**What to produce:** Give back, exactly as written, the lines from the beginning of the listing through the one that contains "import React from".

**Stored rows:**
[START]

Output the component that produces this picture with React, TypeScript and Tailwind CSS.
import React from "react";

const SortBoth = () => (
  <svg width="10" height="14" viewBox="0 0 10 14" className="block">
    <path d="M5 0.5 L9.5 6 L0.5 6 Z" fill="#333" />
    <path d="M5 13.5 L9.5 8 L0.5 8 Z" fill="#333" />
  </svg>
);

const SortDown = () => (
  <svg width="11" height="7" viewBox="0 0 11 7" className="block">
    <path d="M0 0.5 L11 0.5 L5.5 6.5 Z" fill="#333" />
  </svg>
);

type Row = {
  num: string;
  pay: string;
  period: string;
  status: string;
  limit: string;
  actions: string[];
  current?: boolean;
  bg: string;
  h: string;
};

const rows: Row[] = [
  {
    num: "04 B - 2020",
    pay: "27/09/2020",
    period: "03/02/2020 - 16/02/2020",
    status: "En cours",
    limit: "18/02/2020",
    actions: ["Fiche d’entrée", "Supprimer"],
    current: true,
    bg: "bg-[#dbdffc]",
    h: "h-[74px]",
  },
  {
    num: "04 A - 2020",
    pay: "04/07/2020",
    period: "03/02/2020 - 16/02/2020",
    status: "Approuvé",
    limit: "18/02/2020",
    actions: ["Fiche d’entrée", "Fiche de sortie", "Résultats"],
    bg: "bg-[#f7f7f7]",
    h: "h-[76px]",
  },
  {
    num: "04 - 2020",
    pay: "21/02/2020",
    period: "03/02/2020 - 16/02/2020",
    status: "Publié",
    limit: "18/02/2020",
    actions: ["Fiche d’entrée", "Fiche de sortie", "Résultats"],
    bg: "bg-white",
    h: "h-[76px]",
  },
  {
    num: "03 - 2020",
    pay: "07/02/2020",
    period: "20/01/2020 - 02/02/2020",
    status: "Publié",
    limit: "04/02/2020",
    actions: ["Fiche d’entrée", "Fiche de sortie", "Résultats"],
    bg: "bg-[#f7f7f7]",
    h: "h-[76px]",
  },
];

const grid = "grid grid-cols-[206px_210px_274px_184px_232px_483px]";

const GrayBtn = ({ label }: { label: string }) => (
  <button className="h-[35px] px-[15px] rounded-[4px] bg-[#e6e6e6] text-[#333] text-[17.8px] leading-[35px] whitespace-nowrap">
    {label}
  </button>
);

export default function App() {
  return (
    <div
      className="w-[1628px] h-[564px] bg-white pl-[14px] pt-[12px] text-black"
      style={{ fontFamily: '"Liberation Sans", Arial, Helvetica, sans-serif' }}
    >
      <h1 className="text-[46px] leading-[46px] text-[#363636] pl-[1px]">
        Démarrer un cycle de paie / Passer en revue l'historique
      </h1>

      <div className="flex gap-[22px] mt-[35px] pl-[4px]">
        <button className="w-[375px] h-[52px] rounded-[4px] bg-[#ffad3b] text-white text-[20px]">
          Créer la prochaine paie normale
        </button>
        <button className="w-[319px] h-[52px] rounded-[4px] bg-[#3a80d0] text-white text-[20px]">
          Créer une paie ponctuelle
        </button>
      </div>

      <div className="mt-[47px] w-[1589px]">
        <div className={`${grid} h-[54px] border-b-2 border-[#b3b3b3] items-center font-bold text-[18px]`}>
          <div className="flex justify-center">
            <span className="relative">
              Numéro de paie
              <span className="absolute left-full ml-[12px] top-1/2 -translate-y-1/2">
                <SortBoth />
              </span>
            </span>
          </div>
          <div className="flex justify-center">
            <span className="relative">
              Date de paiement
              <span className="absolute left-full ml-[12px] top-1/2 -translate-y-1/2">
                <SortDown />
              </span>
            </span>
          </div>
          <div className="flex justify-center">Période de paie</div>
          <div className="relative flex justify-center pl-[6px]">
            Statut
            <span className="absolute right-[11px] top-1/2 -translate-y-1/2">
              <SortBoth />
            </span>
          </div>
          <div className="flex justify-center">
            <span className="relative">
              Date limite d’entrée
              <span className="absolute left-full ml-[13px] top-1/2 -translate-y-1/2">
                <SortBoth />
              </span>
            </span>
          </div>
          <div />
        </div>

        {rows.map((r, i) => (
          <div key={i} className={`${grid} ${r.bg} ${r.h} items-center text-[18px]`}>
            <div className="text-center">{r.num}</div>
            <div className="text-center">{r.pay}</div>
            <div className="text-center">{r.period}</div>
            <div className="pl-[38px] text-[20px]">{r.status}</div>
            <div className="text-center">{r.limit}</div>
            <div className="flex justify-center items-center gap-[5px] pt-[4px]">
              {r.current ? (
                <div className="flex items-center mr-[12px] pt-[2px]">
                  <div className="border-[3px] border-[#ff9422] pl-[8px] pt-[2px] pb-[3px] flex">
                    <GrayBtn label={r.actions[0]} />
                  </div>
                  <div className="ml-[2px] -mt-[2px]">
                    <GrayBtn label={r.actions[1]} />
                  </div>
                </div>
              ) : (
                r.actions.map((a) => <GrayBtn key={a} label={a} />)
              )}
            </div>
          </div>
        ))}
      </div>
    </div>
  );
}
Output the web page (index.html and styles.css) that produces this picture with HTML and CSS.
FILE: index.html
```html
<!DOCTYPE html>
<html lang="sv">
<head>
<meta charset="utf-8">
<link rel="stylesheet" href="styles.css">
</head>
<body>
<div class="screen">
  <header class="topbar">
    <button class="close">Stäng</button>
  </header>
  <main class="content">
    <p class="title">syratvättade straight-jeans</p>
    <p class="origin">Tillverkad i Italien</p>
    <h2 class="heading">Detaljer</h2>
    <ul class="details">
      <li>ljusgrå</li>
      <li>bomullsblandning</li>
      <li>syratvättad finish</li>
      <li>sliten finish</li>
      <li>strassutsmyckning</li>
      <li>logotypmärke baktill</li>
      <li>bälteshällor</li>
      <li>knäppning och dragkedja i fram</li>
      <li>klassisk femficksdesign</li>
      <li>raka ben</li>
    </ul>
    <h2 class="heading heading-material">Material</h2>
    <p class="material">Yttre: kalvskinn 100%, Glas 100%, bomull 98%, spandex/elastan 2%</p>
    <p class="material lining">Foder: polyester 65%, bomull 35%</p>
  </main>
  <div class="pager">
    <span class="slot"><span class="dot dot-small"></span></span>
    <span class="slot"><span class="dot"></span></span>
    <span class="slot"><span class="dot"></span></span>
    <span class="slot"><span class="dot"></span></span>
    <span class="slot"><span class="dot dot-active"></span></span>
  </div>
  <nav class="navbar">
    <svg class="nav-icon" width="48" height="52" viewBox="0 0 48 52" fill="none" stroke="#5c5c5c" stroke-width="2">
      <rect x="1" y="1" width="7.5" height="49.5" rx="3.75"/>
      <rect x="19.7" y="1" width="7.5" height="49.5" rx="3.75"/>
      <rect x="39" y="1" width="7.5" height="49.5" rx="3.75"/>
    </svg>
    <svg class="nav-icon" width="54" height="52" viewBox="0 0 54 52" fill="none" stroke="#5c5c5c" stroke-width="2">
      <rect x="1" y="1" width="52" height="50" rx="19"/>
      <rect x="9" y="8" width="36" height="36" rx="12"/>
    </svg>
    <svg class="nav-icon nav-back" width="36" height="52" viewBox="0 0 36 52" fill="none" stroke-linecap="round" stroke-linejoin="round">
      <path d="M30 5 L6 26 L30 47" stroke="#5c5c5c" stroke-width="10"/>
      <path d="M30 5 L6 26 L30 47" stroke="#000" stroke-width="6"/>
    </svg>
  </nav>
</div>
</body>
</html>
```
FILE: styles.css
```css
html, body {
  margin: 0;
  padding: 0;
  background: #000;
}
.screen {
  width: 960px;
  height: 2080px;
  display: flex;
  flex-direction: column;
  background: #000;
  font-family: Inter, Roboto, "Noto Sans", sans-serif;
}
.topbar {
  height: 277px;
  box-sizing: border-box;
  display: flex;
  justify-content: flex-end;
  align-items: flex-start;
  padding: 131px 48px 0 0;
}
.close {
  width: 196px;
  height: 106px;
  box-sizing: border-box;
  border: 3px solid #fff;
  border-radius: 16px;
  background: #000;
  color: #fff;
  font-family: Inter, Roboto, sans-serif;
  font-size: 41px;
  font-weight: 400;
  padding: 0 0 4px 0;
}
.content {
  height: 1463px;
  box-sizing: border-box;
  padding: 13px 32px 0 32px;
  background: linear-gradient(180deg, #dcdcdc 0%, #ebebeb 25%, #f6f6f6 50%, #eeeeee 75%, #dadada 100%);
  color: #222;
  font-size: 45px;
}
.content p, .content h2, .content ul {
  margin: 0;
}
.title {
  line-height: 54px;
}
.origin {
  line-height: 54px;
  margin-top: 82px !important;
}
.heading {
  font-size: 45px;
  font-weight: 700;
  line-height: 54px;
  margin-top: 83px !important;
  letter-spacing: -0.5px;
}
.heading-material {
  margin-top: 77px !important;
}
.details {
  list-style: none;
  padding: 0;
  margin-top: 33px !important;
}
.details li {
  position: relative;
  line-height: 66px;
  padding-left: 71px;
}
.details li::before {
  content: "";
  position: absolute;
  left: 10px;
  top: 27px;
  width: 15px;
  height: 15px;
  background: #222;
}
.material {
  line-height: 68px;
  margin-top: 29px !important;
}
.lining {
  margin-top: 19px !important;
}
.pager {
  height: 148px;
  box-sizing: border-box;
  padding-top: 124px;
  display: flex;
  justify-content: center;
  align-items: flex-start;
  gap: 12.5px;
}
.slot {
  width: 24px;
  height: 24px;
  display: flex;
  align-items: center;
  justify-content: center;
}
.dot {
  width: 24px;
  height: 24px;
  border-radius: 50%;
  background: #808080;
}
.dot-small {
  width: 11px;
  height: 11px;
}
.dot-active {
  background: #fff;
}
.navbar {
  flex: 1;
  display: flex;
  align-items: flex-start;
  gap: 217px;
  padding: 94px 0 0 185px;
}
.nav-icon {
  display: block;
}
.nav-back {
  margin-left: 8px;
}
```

[END]

**The reply:**
Output the component that produces this picture with React, TypeScript and Tailwind CSS.
import React from "react";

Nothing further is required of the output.